In that context, it makes sense for countries of the global south, and the kith and kin of Africa and the Caribbean, to pool their common interests to help influence the shape of the new order that will replace the current one. Beyond the economic possibilities inherent in the venture, geopolitical considerations add further weight to trade and economic missions like the one being mounted by Jamaica.

On the economic side, CARICOM–Africa cooperation has support from the Africa Export-Import Bank (Afreximbank), with which CARICOM members have signed partnership agreements, just short of full membership.

The bank has declared the Caribbean, with its African diaspora, the continent’s sixth region, thus making it eligible for its investments. In February, it raised by two-thirds to US$5 billion its financing cap for the Caribbean over the next four years.

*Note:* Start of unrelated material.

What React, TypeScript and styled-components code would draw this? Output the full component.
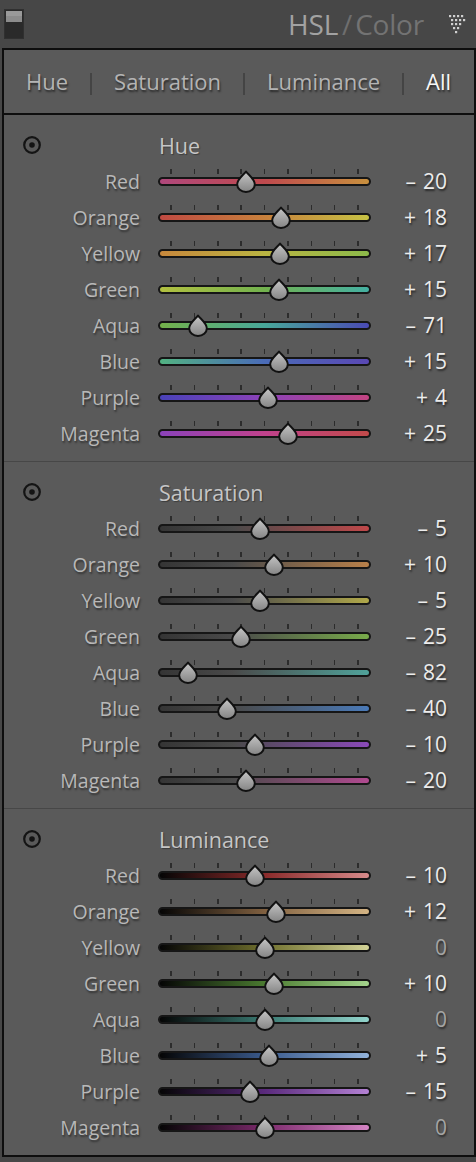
import styled, { createGlobalStyle } from 'styled-components';

const GlobalStyle = createGlobalStyle`
  html, body {
    margin: 0;
    padding: 0;
    background: #474747;
  }
  body {
    font-family: 'Open Sans', 'Noto Sans', sans-serif;
  }
`;

type Channel = { name: string; value: number; track: string };
type Group = { title: string; channels: Channel[] };

const NAMES = ['Red', 'Orange', 'Yellow', 'Green', 'Aqua', 'Blue', 'Purple', 'Magenta'];

const HUE_TRACKS = [
  'linear-gradient(90deg, #b0487c, #bf4a4e 50%, #c8903e)',
  'linear-gradient(90deg, #c04a42, #c8803c 50%, #c6c244)',
  'linear-gradient(90deg, #c8883c, #bab442 50%, #8cba4a)',
  'linear-gradient(90deg, #b2c040, #72b24e 50%, #44b0a2)',
  'linear-gradient(90deg, #74b24a, #48a89a 50%, #4a4ab4)',
  'linear-gradient(90deg, #52b282, #4a6cb8 50%, #5a48b4)',
  'linear-gradient(90deg, #4a42ba, #8c42b8 50%, #c24482)',
  'linear-gradient(90deg, #8a42ba, #c0428c 50%, #c24a4a)',
];

const SAT_COLORS = ['#c0484a', '#b8804a', '#b0a84a', '#78aa4a', '#50a29a', '#4a7ab8', '#8a4ab8', '#b04a90'];

const LUM_TRACKS = [
  ['#8a2a2a', '#d68a8a'],
  ['#806040', '#d4b484'],
  ['#70702e', '#d2d296'],
  ['#4a7a30', '#a4d48c'],
  ['#3a7a72', '#92d4cc'],
  ['#3a5a8c', '#92b2da'],
  ['#5a2a7c', '#b482d4'],
  ['#7c2a6c', '#d484c4'],
];

const build = (values: number[], track: (i: number) => string): Channel[] =>
  NAMES.map((name, i) => ({ name, value: values[i], track: track(i) }));

const GROUPS: Group[] = [
  {
    title: 'Hue',
    channels: build([-20, 18, 17, 15, -71, 15, 4, 25], (i) => HUE_TRACKS[i]),
  },
  {
    title: 'Saturation',
    channels: build(
      [-5, 10, -5, -25, -82, -40, -10, -20],
      (i) => `linear-gradient(90deg, #353535, #4a4a4a 35%, ${SAT_COLORS[i]})`,
    ),
  },
  {
    title: 'Luminance',
    channels: build(
      [-10, 12, 0, 10, 0, 5, -15, 0],
      (i) => `linear-gradient(90deg, #050505, ${LUM_TRACKS[i][0]} 50%, ${LUM_TRACKS[i][1]})`,
    ),
  },
];

const TABS = ['Hue', 'Saturation', 'Luminance', 'All'];

// slider geometry: 213px track, thumb travel inset 13px each side
const TRACK_W = 213;
const INSET = 13;
const thumbLeft = (v: number) => INSET + ((v + 100) / 200) * (TRACK_W - INSET * 2);

const ToggleIcon = () => (
  <svg width="20" height="30" viewBox="0 0 20 30">
    <rect x="0.5" y="0.5" width="19" height="29" fill="#2a2a2a" stroke="#303030" />
    <rect x="2" y="2" width="16" height="11" fill="#8c8c8c" />
    <rect x="2" y="2" width="16" height="5" fill="#9a9a9a" />
  </svg>
);

const DotTriangle = () => {
  const dots: JSX.Element[] = [];
  const rows = [4, 4, 3, 2, 1];
  rows.forEach((count, r) => {
    const offset = r === 1 ? 2 : (4 - count) * 2;
    for (let c = 0; c < count; c++) {
      dots.push(<rect key={`${r}-${c}`} x={offset + c * 4} y={r * 4} width="2.2" height="2.2" fill="#d0d0d0" />);
    }
  });
  return (
    <svg width="18" height="20" viewBox="-1 -1 18 20">
      {dots}
    </svg>
  );
};

const TargetIcon = () => (
  <svg width="20" height="20" viewBox="0 0 20 20">
    <circle cx="10" cy="10" r="7.8" fill="none" stroke="#141414" strokeWidth="2.2" />
    <circle cx="10" cy="10" r="2.8" fill="#141414" />
  </svg>
);

const Thumb = () => (
  <svg width="22" height="23" viewBox="0 0 22 23">
    <defs>
      <linearGradient id="thumbFill" x1="0" y1="0" x2="0" y2="1">
        <stop offset="0" stopColor="#c6c6c6" />
        <stop offset="1" stopColor="#848484" />
      </linearGradient>
    </defs>
    <path
      d="M11 1.5 C13.5 5 19.8 9 19.8 14.5 A8.8 7.5 0 0 1 2.2 14.5 C2.2 9 8.5 5 11 1.5 Z"
      fill="url(#thumbFill)"
      stroke="#111"
      strokeWidth="2"
      strokeLinejoin="round"
    />
  </svg>
);

const TICKS = [-100, -75, -50, -25, 0, 25, 50, 75, 100];

const Slider = ({ value, track }: { value: number; track: string }) => (
  <SliderBox>
    {TICKS.map((t) => (
      <Tick key={t} style={{ left: thumbLeft(t) }} />
    ))}
    <Track style={{ background: track }} />
    <ThumbHolder style={{ left: thumbLeft(value) }}>
      <Thumb />
    </ThumbHolder>
  </SliderBox>
);

const ValueText = ({ value }: { value: number }) => (
  <Value $muted={value === 0}>
    {value !== 0 && <Sign>{value < 0 ? '\u2013' : '+'}</Sign>}
    {Math.abs(value)}
  </Value>
);

const App = () => (
  <>
    <GlobalStyle />
    <Page>
      <Header>
        <ToggleIcon />
        <Title>
          HSL<Slash>/</Slash>
          <Dim>Color</Dim>
        </Title>
        <DotTriangle />
      </Header>
      <Panel>
        <Tabs>
          {TABS.map((tab, i) => (
            <TabItem key={tab}>
              {i > 0 && <Sep />}
              <Tab $active={tab === 'All'}>{tab}</Tab>
            </TabItem>
          ))}
        </Tabs>
        {GROUPS.map((group) => (
          <Section key={group.title}>
            <Row>
              <IconCell>
                <TargetIcon />
              </IconCell>
              <Heading>{group.title}</Heading>
            </Row>
            {group.channels.map((ch) => (
              <Row key={ch.name}>
                <Label>{ch.name}</Label>
                <Slider value={ch.value} track={ch.track} />
                <ValueText value={ch.value} />
              </Row>
            ))}
          </Section>
        ))}
      </Panel>
    </Page>
  </>
);

export default App;

const Page = styled.div`
  width: 476px;
  height: 1162px;
  background: #474747;
  overflow: hidden;
`;

const Header = styled.header`
  height: 48px;
  display: flex;
  align-items: center;
  padding: 0 10px 0 4px;
  box-sizing: border-box;
  gap: 8px;
`;

const Title = styled.div`
  margin-left: auto;
  margin-right: 16px;
  font-size: 28px;
  color: #a2a2a2;
  letter-spacing: -0.2px;
  white-space: pre;
`;

const Slash = styled.span`
  color: #6e6e6e;
  margin: 0 3px 0 4px;
`;

const Dim = styled.span`
  color: #737373;
`;

const Panel = styled.div`
  margin-left: 2px;
  width: 474px;
  box-sizing: border-box;
  border: 2px solid #0e0e0e;
  background: #5a5a5a;
`;

const Tabs = styled.nav`
  height: 65px;
  border-bottom: 2px solid #0e0e0e;
  display: flex;
  align-items: center;
  padding-left: 22px;
  padding-bottom: 2px;
  box-sizing: border-box;
`;

const TabItem = styled.div`
  display: flex;
  align-items: center;
`;

const Sep = styled.span`
  width: 2px;
  height: 22px;
  margin: 6px 22px 0;
  background: #444;
`;

const Tab = styled.span<{ $active?: boolean }>`
  font-size: 22px;
  color: ${(p) => (p.$active ? '#f6f6f6' : '#b4b4b4')};
  text-shadow: 1px 2px 2px rgba(0, 0, 0, 0.55);
`;

const Section = styled.section`
  padding: 12px 0 10px;
  & + & {
    border-top: 1px solid #474747;
  }
`;

const Row = styled.div`
  height: 36px;
  display: grid;
  grid-template-columns: 136px ${TRACK_W}px 58px;
  column-gap: 18px;
  align-items: center;
`;

const IconCell = styled.div`
  display: flex;
  padding-left: 18px;
`;

const Heading = styled.div`
  grid-column: 2 / 4;
  font-size: 21.5px;
  color: #c6c6c6;
  text-shadow: 1px 1px 1px rgba(0, 0, 0, 0.35);
  margin-left: 1px;
`;

const Label = styled.div`
  text-align: right;
  font-size: 19.5px;
  color: #b8b8b8;
  text-shadow: 1px 2px 2px rgba(0, 0, 0, 0.45);
`;

const Value = styled.div<{ $muted?: boolean }>`
  display: flex;
  justify-content: flex-end;
  align-items: baseline;
  font-size: 21px;
  color: ${(p) => (p.$muted ? '#a4a4a4' : '#ececec')};
  text-shadow: 1px 2px 2px rgba(0, 0, 0, 0.55);
  white-space: pre;
`;

const Sign = styled.span`
  margin-right: 7px;
`;

const SliderBox = styled.div`
  position: relative;
  height: 36px;
`;

const Tick = styled.span`
  position: absolute;
  top: 6px;
  width: 1.5px;
  height: 5px;
  margin-left: -0.75px;
  background: #2c2c2c;
`;

const Track = styled.div`
  position: absolute;
  left: 0;
  right: 0;
  top: 14px;
  height: 5px;
  border: 2px solid #161616;
  border-radius: 5px;
`;

const ThumbHolder = styled.div`
  position: absolute;
  top: 7px;
  width: 22px;
  height: 23px;
  margin-left: -11px;
  display: flex;
`;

Afreximbank has also been attempting to steer major African companies with which it has relations to invest in the Caribbean, while encouraging the expansion of trade between the two regions. It has argued that, given the low base of trade and investment, there are opportunities to be tapped.

A 2020 analysis by Afreximbank and the International Trade Centre (ITC) found that less than one per cent of the Caribbean’s exports went to Africa, while Africa’s exports to the region accounted for just 0.08 per cent of its total exports. On both sides, trade was limited to a few products, most of which were unprocessed, thereby missing opportunities for value-added production.

In its 2024 report, Afreximbank estimated that the Caribbean holds a potential market for Africa of US$546 million, while Africa offers the Caribbean a potential market of US$496 million.

 

The bank, however, calculated that 57 per cent of the unrealised potential results from trade frictions linked to logistical, procedural, and infrastructure challenges.

On the basis of this analysis, there is much on the table for the Caribbean, including Jamaica. The planned mission to Ghana is, therefore, a sound starting point.

The global environment suggests that Jamaica and CARICOM should be far more aggressive in advancing their economic interests.